Por thiago.antunes

Rio - ‘Na época do descobrimento do Brasil, quando piratas navegavam na Baía de Guanabara, há registros que eles se escondiam em ilhotas enquanto esperavam o fluxo de baleias passar para liberar o caminho”, contou o professor e marinheiro Ricardo Benevides, de 51 anos. A história contrasta com o atual cenário do cartão-postal, que Ricardo conhece como poucos e foi chamado de “lixeira” pelo jornal ‘The New York Times’, conforme o DIA noticiou nesta terça.

Há três anos, ele mora em um barco atracado na Praia da Urca, onde garrafas pet e sacos plásticos invadem uma das paisagens mais bonitas do Rio. “Quando a maré está enchendo, a água vem do oceano e fica transparente.
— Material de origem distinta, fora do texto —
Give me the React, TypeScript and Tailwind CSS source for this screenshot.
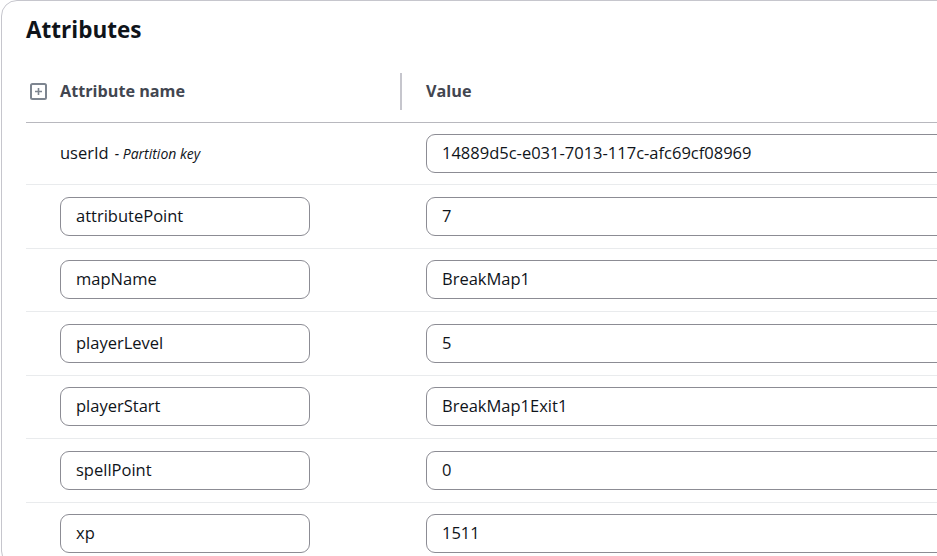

Mas quando esvazia, carrega toda a sujeira que vem da Baía. E dá nojo até de remar”, disse. Apesar da poluição, o marinheiro é convicto ao afirmar que o lugar ainda é um paraíso. E não é difícil entender o motivo.

O professor Ricardo Benevides mora em um barco atracado na Urca%3A “Quando a maré está enchendo%2C a água vem do oceano e fica transparente”Ernesto Carriço / Agência O Dia

Com vista privilegiada para a Pedra da Urca e o Corcovado, a vida passa devagar enquanto aviões decolam do Santos Dumont cortando o céu. No entanto, poderia ser melhor: “Esse barco ficou 10 anos em Angra e nunca tive que trocar a tinta. Já aqui, quando a gente vai limpar está cheio de monstros, cracas que se alimentam de poluição”.

A poucos metros de distância, o único vizinho de Ricardo é o mergulhador Douglas da Silva, de 39 anos. Ele vive em uma plataforma de concreto que servia como posto de abastecimento para hidroaviões na Segunda Guerra Mundial. Hoje, a sua morada é batizada como “Argonauta”, que simboliza os exploradores do oceano, segundo a mitologia grega.

“Mergulho aqui desde que era criança. A gente encontra todo tipo de lixo lá embaixo, desde garrafa pet a carcaças de animais, mas nos últimos anos a situação melhorou um pouco”, relata. No entanto, o mergulhador afirma que ainda há muita vida marinha. “A gente pesca muita lula e encontra peixes de todas as espécies quando aqui está mais limpo. Tem uma tartaruga que sempre vem se alimentar”, disse.

Douglas vive em uma plataforma flutuante%3A “Nos últimos dez anos%2C a situação melhorou um pouco”Ernesto Carriço / Agência O Dia

Enquanto remava para levar a equipe de reportagem de volta à praia, ele aproveitava para recolher sacos plásticos no caminho: “Faço a minha parte, o que todos deveriam fazer para salvar a Baía”.

Uma prova de velocidade

O biólogo Mário Moscatelli, especialista em recuperação de áreas degradadas, concordou com a afirmação feita em reportagem do jornal americano ‘The New York Times’, que classifica a Baía de Guanabara de “lixeira”. Para o biólogo, cerca de 60% da Baía está poluída. Já os outros 40%, que ainda estão razoavelmente preservados por ficarem na área de proteção ambiental em Guapimirim, correm o risco de também ficarem comprometidos.

Moscatelli, que monitora a qualidade das águas da Baía de Guanabara há dez anos, diz que o Rio de Janeiro vive um momento decisivo em relação às Olimpíadas. Para ele, ou o governo estadual começa a limpeza agora ou não haverá mais tempo. “Temos o período de dois anos para o sucesso ou o fracasso total”, disse o biólogo.

O bicampeão olímpico de vela Lars Grael sugeriu que as competições da modalidade deveriam ser transferidas para Búzios. O Comitê Organizador dos Jogos Rio 2016, em nota, afirmou, porém, que vai “garantir que as condições da área de competição durante os Jogos Rio 2016 e os eventos-teste oficiais estejam adequadas para disputas de vela de alto nível” e que vai “organizar competições de vela de alta qualidade em água limpa”.

A Secretaria de Estado de Ambiente, que toca o projeto de despoluição da Baía de Guanabara, informou que espera cumprir a meta de 80% de despoluição. Para isso, além de Unidades de Tratamento de Rios (UTRs), que recebem esgoto e lixo, há projetos de saneamento de praias da Baía e programas de reflorestamento do entorno. Segundo o órgão, o tratamento de esgoto subiu de 18% para cerca de 40%.